Instructions to follow: Write out the whole listing word for word.

Data:
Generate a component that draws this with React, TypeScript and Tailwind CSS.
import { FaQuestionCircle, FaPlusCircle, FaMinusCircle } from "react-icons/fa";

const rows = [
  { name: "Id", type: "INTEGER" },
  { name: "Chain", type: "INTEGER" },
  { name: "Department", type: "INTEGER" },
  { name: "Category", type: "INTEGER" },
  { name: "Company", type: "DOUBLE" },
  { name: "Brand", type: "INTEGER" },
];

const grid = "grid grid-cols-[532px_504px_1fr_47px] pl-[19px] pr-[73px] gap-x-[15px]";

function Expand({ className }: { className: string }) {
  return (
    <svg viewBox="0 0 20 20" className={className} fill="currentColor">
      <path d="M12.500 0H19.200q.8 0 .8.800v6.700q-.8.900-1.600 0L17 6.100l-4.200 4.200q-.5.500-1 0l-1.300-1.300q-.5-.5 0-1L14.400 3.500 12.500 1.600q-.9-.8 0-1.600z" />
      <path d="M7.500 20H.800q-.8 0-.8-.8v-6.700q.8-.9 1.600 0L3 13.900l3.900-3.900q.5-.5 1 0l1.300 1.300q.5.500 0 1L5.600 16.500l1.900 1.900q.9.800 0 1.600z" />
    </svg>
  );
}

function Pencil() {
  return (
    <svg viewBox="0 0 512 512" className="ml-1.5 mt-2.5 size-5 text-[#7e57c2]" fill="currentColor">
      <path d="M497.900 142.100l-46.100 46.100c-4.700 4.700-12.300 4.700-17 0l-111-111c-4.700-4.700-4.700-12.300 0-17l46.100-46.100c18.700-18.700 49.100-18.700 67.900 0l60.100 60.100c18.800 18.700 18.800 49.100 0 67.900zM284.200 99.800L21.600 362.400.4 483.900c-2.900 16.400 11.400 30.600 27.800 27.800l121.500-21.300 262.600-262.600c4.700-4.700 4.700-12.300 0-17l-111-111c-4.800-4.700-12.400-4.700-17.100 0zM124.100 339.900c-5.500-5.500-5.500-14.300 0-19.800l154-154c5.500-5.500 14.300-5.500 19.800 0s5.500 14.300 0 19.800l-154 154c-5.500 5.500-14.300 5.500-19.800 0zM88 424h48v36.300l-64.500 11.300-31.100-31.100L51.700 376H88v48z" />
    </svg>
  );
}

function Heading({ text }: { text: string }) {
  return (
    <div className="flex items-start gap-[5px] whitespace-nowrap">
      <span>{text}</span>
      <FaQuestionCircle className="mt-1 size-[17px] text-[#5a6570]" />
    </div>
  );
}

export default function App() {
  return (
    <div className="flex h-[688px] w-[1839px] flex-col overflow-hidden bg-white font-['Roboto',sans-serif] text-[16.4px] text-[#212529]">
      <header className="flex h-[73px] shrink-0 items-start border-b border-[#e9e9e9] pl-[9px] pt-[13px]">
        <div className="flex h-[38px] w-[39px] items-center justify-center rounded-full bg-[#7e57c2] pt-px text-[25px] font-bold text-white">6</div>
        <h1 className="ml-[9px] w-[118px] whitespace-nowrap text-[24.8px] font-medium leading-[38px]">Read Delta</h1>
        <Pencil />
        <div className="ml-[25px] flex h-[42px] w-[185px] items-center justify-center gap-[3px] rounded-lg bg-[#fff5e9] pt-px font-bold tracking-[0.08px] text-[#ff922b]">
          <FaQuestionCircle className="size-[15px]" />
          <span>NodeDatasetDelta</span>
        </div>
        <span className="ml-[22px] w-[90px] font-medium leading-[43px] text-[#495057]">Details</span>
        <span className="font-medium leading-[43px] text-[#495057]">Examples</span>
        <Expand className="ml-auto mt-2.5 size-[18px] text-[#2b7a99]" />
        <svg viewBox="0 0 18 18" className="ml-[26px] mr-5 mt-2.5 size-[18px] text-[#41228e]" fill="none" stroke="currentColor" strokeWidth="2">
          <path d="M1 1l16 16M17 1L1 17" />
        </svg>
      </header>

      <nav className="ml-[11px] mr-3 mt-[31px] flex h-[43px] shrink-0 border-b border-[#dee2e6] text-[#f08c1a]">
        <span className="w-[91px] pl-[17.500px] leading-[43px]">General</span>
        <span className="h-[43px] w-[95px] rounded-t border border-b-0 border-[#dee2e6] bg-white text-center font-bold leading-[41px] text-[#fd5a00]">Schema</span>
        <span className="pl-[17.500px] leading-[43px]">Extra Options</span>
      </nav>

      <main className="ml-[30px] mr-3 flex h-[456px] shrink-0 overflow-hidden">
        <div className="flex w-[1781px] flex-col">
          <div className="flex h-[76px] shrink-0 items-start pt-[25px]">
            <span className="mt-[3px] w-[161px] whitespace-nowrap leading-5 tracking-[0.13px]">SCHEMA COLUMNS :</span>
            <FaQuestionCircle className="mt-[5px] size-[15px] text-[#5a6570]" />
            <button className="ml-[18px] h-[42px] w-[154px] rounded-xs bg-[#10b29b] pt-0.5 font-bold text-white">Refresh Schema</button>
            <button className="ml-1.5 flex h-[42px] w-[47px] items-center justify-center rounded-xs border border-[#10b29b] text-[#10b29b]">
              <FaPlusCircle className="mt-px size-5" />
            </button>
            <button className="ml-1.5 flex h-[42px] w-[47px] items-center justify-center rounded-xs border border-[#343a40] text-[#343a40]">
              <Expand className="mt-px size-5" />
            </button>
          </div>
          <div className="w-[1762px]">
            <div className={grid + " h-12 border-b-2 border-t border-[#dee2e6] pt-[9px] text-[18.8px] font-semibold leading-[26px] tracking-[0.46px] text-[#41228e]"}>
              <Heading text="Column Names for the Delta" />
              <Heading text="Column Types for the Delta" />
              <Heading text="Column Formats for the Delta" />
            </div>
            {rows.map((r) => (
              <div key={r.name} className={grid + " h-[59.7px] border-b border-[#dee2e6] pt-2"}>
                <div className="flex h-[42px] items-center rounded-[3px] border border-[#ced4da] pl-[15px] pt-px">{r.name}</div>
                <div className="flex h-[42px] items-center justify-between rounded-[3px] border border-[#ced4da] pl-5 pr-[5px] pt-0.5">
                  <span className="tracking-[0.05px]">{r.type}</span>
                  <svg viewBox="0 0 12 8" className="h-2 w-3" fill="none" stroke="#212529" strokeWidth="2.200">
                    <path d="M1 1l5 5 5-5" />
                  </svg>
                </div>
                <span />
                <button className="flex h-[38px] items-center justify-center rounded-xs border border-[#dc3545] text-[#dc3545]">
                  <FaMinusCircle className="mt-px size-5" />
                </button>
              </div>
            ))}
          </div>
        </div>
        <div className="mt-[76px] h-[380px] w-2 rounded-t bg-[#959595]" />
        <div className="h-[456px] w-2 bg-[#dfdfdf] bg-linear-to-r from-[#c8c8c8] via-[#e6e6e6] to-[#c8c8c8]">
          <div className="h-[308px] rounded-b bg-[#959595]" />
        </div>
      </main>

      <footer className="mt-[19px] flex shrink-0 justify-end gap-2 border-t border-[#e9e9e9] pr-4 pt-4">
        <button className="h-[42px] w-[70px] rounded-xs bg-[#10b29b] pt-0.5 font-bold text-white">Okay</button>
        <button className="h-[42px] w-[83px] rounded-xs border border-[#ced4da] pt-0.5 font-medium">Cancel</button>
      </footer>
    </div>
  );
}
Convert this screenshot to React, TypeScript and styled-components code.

Solution:
Generate a component that draws this with React, TypeScript and Tailwind CSS.
import { FaQuestionCircle, FaPlusCircle, FaMinusCircle } from "react-icons/fa";

const rows = [
  { name: "Id", type: "INTEGER" },
  { name: "Chain", type: "INTEGER" },
  { name: "Department", type: "INTEGER" },
  { name: "Category", type: "INTEGER" },
  { name: "Company", type: "DOUBLE" },
  { name: "Brand", type: "INTEGER" },
];

const grid = "grid grid-cols-[532px_504px_1fr_47px] pl-[19px] pr-[73px] gap-x-[15px]";

function Expand({ className }: { className: string }) {
  return (
    <svg viewBox="0 0 20 20" className={className} fill="currentColor">
      <path d="M12.500 0H19.200q.8 0 .8.800v6.700q-.8.900-1.600 0L17 6.100l-4.200 4.200q-.5.500-1 0l-1.300-1.300q-.5-.5 0-1L14.400 3.500 12.500 1.600q-.9-.8 0-1.600z" />
      <path d="M7.500 20H.800q-.8 0-.8-.8v-6.700q.8-.9 1.600 0L3 13.900l3.900-3.900q.5-.5 1 0l1.300 1.300q.5.500 0 1L5.600 16.500l1.900 1.900q.9.800 0 1.600z" />
    </svg>
  );
}

function Pencil() {
  return (
    <svg viewBox="0 0 512 512" className="ml-1.5 mt-2.5 size-5 text-[#7e57c2]" fill="currentColor">
      <path d="M497.900 142.100l-46.100 46.100c-4.700 4.700-12.300 4.700-17 0l-111-111c-4.700-4.700-4.700-12.300 0-17l46.100-46.100c18.700-18.700 49.100-18.700 67.900 0l60.100 60.100c18.800 18.700 18.800 49.100 0 67.900zM284.200 99.800L21.600 362.400.4 483.900c-2.900 16.400 11.400 30.600 27.800 27.800l121.500-21.300 262.600-262.600c4.700-4.700 4.700-12.300 0-17l-111-111c-4.800-4.700-12.400-4.700-17.100 0zM124.100 339.900c-5.500-5.500-5.500-14.300 0-19.800l154-154c5.500-5.500 14.300-5.500 19.800 0s5.500 14.300 0 19.800l-154 154c-5.500 5.500-14.300 5.500-19.800 0zM88 424h48v36.300l-64.500 11.300-31.100-31.100L51.700 376H88v48z" />
    </svg>
  );
}

function Heading({ text }: { text: string }) {
  return (
    <div className="flex items-start gap-[5px] whitespace-nowrap">
      <span>{text}</span>
      <FaQuestionCircle className="mt-1 size-[17px] text-[#5a6570]" />
    </div>
  );
}

export default function App() {
  return (
    <div className="flex h-[688px] w-[1839px] flex-col overflow-hidden bg-white font-['Roboto',sans-serif] text-[16.4px] text-[#212529]">
      <header className="flex h-[73px] shrink-0 items-start border-b border-[#e9e9e9] pl-[9px] pt-[13px]">
        <div className="flex h-[38px] w-[39px] items-center justify-center rounded-full bg-[#7e57c2] pt-px text-[25px] font-bold text-white">6</div>
        <h1 className="ml-[9px] w-[118px] whitespace-nowrap text-[24.8px] font-medium leading-[38px]">Read Delta</h1>
        <Pencil />
        <div className="ml-[25px] flex h-[42px] w-[185px] items-center justify-center gap-[3px] rounded-lg bg-[#fff5e9] pt-px font-bold tracking-[0.08px] text-[#ff922b]">
          <FaQuestionCircle className="size-[15px]" />
          <span>NodeDatasetDelta</span>
        </div>
        <span className="ml-[22px] w-[90px] font-medium leading-[43px] text-[#495057]">Details</span>
        <span className="font-medium leading-[43px] text-[#495057]">Examples</span>
        <Expand className="ml-auto mt-2.5 size-[18px] text-[#2b7a99]" />
        <svg viewBox="0 0 18 18" className="ml-[26px] mr-5 mt-2.5 size-[18px] text-[#41228e]" fill="none" stroke="currentColor" strokeWidth="2">
          <path d="M1 1l16 16M17 1L1 17" />
        </svg>
      </header>

      <nav className="ml-[11px] mr-3 mt-[31px] flex h-[43px] shrink-0 border-b border-[#dee2e6] text-[#f08c1a]">
        <span className="w-[91px] pl-[17.500px] leading-[43px]">General</span>
        <span className="h-[43px] w-[95px] rounded-t border border-b-0 border-[#dee2e6] bg-white text-center font-bold leading-[41px] text-[#fd5a00]">Schema</span>
        <span className="pl-[17.500px] leading-[43px]">Extra Options</span>
      </nav>

      <main className="ml-[30px] mr-3 flex h-[456px] shrink-0 overflow-hidden">
        <div className="flex w-[1781px] flex-col">
          <div className="flex h-[76px] shrink-0 items-start pt-[25px]">
            <span className="mt-[3px] w-[161px] whitespace-nowrap leading-5 tracking-[0.13px]">SCHEMA COLUMNS :</span>
            <FaQuestionCircle className="mt-[5px] size-[15px] text-[#5a6570]" />
            <button className="ml-[18px] h-[42px] w-[154px] rounded-xs bg-[#10b29b] pt-0.5 font-bold text-white">Refresh Schema</button>
            <button className="ml-1.5 flex h-[42px] w-[47px] items-center justify-center rounded-xs border border-[#10b29b] text-[#10b29b]">
              <FaPlusCircle className="mt-px size-5" />
            </button>
            <button className="ml-1.5 flex h-[42px] w-[47px] items-center justify-center rounded-xs border border-[#343a40] text-[#343a40]">
              <Expand className="mt-px size-5" />
            </button>
          </div>
          <div className="w-[1762px]">
            <div className={grid + " h-12 border-b-2 border-t border-[#dee2e6] pt-[9px] text-[18.8px] font-semibold leading-[26px] tracking-[0.46px] text-[#41228e]"}>
              <Heading text="Column Names for the Delta" />
              <Heading text="Column Types for the Delta" />
              <Heading text="Column Formats for the Delta" />
            </div>
            {rows.map((r) => (
              <div key={r.name} className={grid + " h-[59.7px] border-b border-[#dee2e6] pt-2"}>
                <div className="flex h-[42px] items-center rounded-[3px] border border-[#ced4da] pl-[15px] pt-px">{r.name}</div>
                <div className="flex h-[42px] items-center justify-between rounded-[3px] border border-[#ced4da] pl-5 pr-[5px] pt-0.5">
                  <span className="tracking-[0.05px]">{r.type}</span>
                  <svg viewBox="0 0 12 8" className="h-2 w-3" fill="none" stroke="#212529" strokeWidth="2.200">
                    <path d="M1 1l5 5 5-5" />
                  </svg>
                </div>
                <span />
                <button className="flex h-[38px] items-center justify-center rounded-xs border border-[#dc3545] text-[#dc3545]">
                  <FaMinusCircle className="mt-px size-5" />
                </button>
              </div>
            ))}
          </div>
        </div>
        <div className="mt-[76px] h-[380px] w-2 rounded-t bg-[#959595]" />
        <div className="h-[456px] w-2 bg-[#dfdfdf] bg-linear-to-r from-[#c8c8c8] via-[#e6e6e6] to-[#c8c8c8]">
          <div className="h-[308px] rounded-b bg-[#959595]" />
        </div>
      </main>

      <footer className="mt-[19px] flex shrink-0 justify-end gap-2 border-t border-[#e9e9e9] pr-4 pt-4">
        <button className="h-[42px] w-[70px] rounded-xs bg-[#10b29b] pt-0.5 font-bold text-white">Okay</button>
        <button className="h-[42px] w-[83px] rounded-xs border border-[#ced4da] pt-0.5 font-medium">Cancel</button>
      </footer>
    </div>
  );
}
Convert this screenshot to React, TypeScript and styled-components code.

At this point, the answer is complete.